Ein Schild mit der Aufschrift Arbeit Quelle: dpa

Wer erst einmal in dem System drinsteckt, hat kaum eine Chance, es wieder zu verlassen. Dabei ist genau das seit Jahren erklärtes Ziel der Kommunen. Dazu hat man eine Reihe von Programmen erfunden. Sie heißen persönliches Budget, Außenarbeitsplatz oder unterstützte Beschäftigung. Doch durchschlagenden Erfolg hat bisher keines gehabt, zumindest nicht in dem Sinne, dass es die Zahl der Beschäftigten bei Werkstätten signifikant gesenkt hätte.

Nach wie vor liegt die Vermittlungsquote der Werkstätten bei unter 0,2 Prozent, auf Nachfrage können sich viele Werkstätten nicht an eine einzige Vermittlung aus ihrer Werkstatt erinnern, der Begriff „Eingliederungshilfe“ ist da ein purer Euphemismus. Beispiel Außenarbeitsplätze: Die Idee besagt, dass sich ein Unternehmen bereit erklärt, einen Arbeitsplatz für einen Behinderten einzurichten. Der Behinderte bleibt aber zunächst im Beschäftigungsverhältnis mit der Werkstatt, die sich weiter um ihn kümmert und dem Unternehmen einen kleinen Obolus berechnet. Ist das Unternehmen mit dem Arbeitnehmer zufrieden, kann es sich sodann entscheiden, seine Beschäftigung in ein normales Arbeitsverhältnis umzuwandeln.

Unattraktive Übernahme

Werkstattleiter Struck jedoch, der sich rühmt, mit sieben Prozent deutschlandweit eine der höchsten Quoten von Außenarbeitsplätzen zu erreichen, räumt ein: „Im vergangenen Jahr gab es nur eine einzige Übernahme.“ Man kann ihm daraus kaum einen Vorwurf machen. Denn die Umwandlung in eine normale Arbeitsstelle ist sowohl für die Werkstatt wie für den Arbeitgeber maximal unattraktiv. Von den Arbeitgebern verlangt das Modell, einer Arbeitskraft statt wenigen Hundert mehrere Tausend Euro zu bezahlen und sich zudem über Jahre an sie zu binden, ohne dass sich an der Arbeitsleistung etwas ändert. Die Behinderten müssen die totale Absicherung gegen das Risiko von Arbeitslosigkeit und Armut tauschen. Von den Werkstätten wiederum fordert es nichts anderes, als ihre besten Mitarbeiter freiwillig an andere Unternehmen zu vermitteln.

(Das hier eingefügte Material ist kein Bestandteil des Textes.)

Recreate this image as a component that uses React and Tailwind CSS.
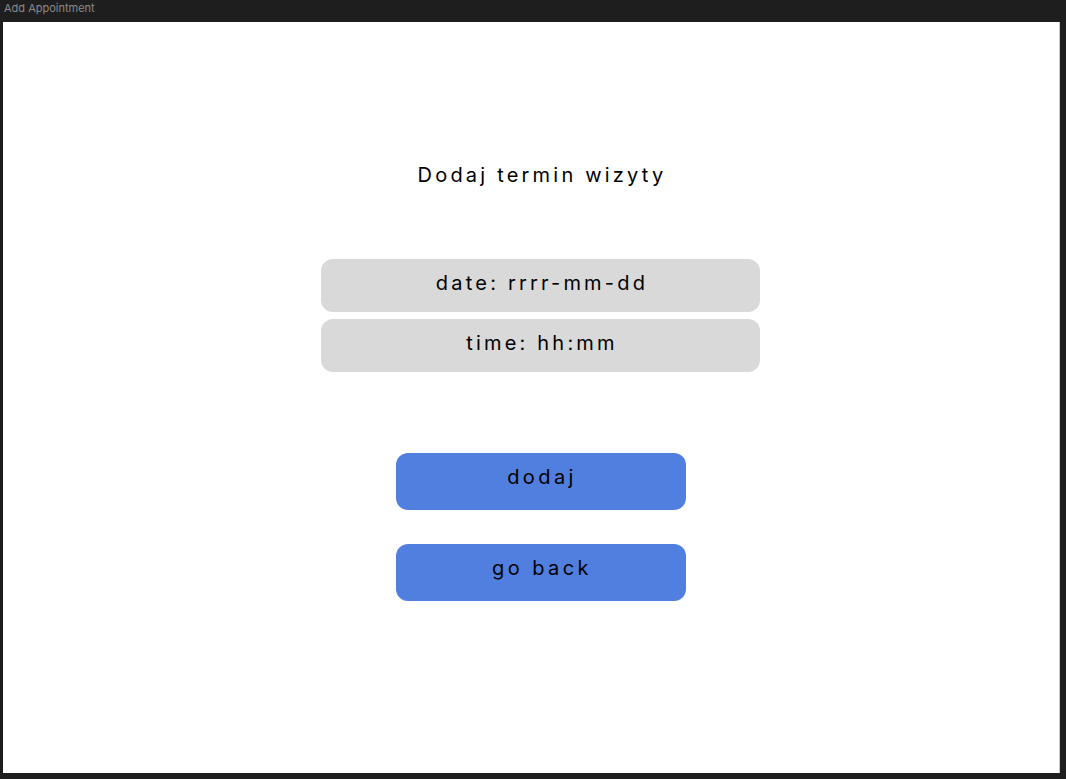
import React, { useState } from "react";

const App = () => {
  const [date, setDate] = useState("");
  const [time, setTime] = useState("");

  return (
    <div className="w-[1066px] h-[779px] bg-[#1e1e1e] flex flex-col font-['Inter','Liberation_Sans',sans-serif]">
      <div className="h-[22px] pl-[4px] pt-[1px] text-[11px] leading-[14px] text-[#8a8a8a]">
        Add Appointment
      </div>
      <div className="ml-[3px] w-[1057px] h-[751px] bg-white border-r border-[#c8c8c8] flex flex-col items-start pl-[318px]">
        <div className="w-[439px] mt-[139px] pl-[3px] text-center text-[20px] leading-[28px] tracking-[0.16em] text-black">
          Dodaj termin wizyty
        </div>
        <div className="w-[439px] mt-[70px] flex flex-col gap-[7px]">
          <input
            value={date}
            onChange={(e) => setDate(e.target.value)}
            placeholder="date: rrrr-mm-dd"
            className="h-[53px] w-full rounded-[12px] bg-[#d9d9d9] text-center text-[20px] tracking-[0.16em] text-black placeholder:text-black outline-none pl-[3px] pb-[6px]"
          />
          <input
            value={time}
            onChange={(e) => setTime(e.target.value)}
            placeholder="time: hh:mm"
            className="h-[53px] w-full rounded-[12px] bg-[#d9d9d9] text-center text-[20px] tracking-[0.16em] text-black placeholder:text-black outline-none pl-[3px] pb-[6px]"
          />
        </div>
        <div className="w-[439px] mt-[81px] flex flex-col items-center gap-[34px]">
          <button className="w-[290px] h-[57px] rounded-[12px] bg-[#517fe0] text-[20px] tracking-[0.17em] text-black pl-[3px] pb-[10px]">
            dodaj
          </button>
          <button className="w-[290px] h-[57px] rounded-[12px] bg-[#517fe0] text-[20px] tracking-[0.17em] text-black pl-[3px] pb-[10px]">
            go back
          </button>
        </div>
      </div>
    </div>
  );
};

export default App;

Die Werkstätten sehen sich mit widersprüchlichen Zielen konfrontiert. Für ihre Beschäftigten sollen sie den normalen Unternehmensbetrieb simulieren. Je mehr sie produzieren, umso besser. Zugleich aber verlangt man von ihnen die Vermittlung in den ersten Arbeitsmarkt. Um das jedoch erfolgreich zu betreiben, müssten sie zwangsläufig den betriebswirtschaftlichen Erfolg der Werkstatt schmälern.

Ein Blick in die Vergangenheit

Wer verstehen will, wie es so weit gekommen ist, muss weit in die Vergangenheit zurückgehen. Wenn Karl-Josef Laumann sich an seine Jugend erinnert, denkt er auch an Behinderte als selbstverständlichen Teil der Arbeitswelt. Der 54-Jährige steht der Christlich-Demokratischen Arbeitnehmerschaft (CDA) vor, dem sozialen Gewissen der CDU. Er sagt: „Die Sorge für Behinderte ist die Königin der Sozialpolitik.“

Seine Jugend hat er im Wirtschaftswunder erlebt. Damals bedeutete „behindert“ meist „kriegsversehrt“. Solidarität mit den Betroffenen war schon deshalb selbstverständlich, weil es in fast jeder Familie einen gab. So fanden sie auch in Unternehmen ihren Platz, oft als Boten oder hinter der Pforte, so wie in der Gießerei Niemeyer, wo Laumann als Maschinenschlosser arbeitete. Als die ersten Werkstätten für Behinderte öffneten, sollten sie mehr als einen Platz zum Dahinvegetieren bieten. Es ging um die Menschen, bei denen Vermittelbarkeit ausgeschlossen war. Die Werkstätten wurden ein Erfolg.